SOURCE DATA:
********************

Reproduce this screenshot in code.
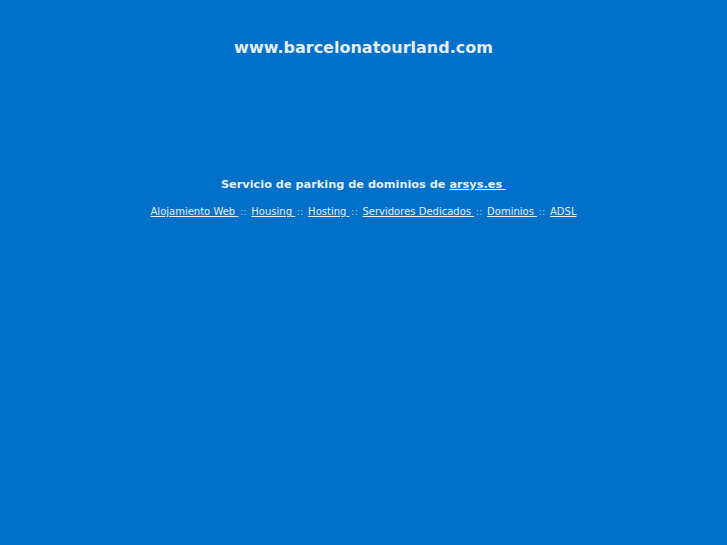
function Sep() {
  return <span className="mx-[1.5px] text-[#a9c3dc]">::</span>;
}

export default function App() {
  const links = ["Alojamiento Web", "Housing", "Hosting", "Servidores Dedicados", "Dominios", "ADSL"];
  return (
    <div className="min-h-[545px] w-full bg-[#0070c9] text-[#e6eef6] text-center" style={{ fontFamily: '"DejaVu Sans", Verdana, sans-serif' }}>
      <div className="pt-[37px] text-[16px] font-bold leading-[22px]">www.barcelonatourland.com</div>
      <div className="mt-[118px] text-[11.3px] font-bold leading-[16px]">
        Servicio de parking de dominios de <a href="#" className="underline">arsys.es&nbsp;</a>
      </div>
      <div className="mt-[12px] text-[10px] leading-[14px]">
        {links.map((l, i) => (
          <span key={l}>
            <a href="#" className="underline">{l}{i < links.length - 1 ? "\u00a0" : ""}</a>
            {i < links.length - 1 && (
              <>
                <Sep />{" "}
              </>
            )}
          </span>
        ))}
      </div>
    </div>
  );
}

********************

PROBLEM DESCRIPTION: Using the data above, write out every line exactly, leaving the images behind.

EXERCISE RESULT:
Reproduce this screenshot in code.
function Sep() {
  return <span className="mx-[1.5px] text-[#a9c3dc]">::</span>;
}

export default function App() {
  const links = ["Alojamiento Web", "Housing", "Hosting", "Servidores Dedicados", "Dominios", "ADSL"];
  return (
    <div className="min-h-[545px] w-full bg-[#0070c9] text-[#e6eef6] text-center" style={{ fontFamily: '"DejaVu Sans", Verdana, sans-serif' }}>
      <div className="pt-[37px] text-[16px] font-bold leading-[22px]">www.barcelonatourland.com</div>
      <div className="mt-[118px] text-[11.3px] font-bold leading-[16px]">
        Servicio de parking de dominios de <a href="#" className="underline">arsys.es&nbsp;</a>
      </div>
      <div className="mt-[12px] text-[10px] leading-[14px]">
        {links.map((l, i) => (
          <span key={l}>
            <a href="#" className="underline">{l}{i < links.length - 1 ? "\u00a0" : ""}</a>
            {i < links.length - 1 && (
              <>
                <Sep />{" "}
              </>
            )}
          </span>
        ))}
      </div>
    </div>
  );
}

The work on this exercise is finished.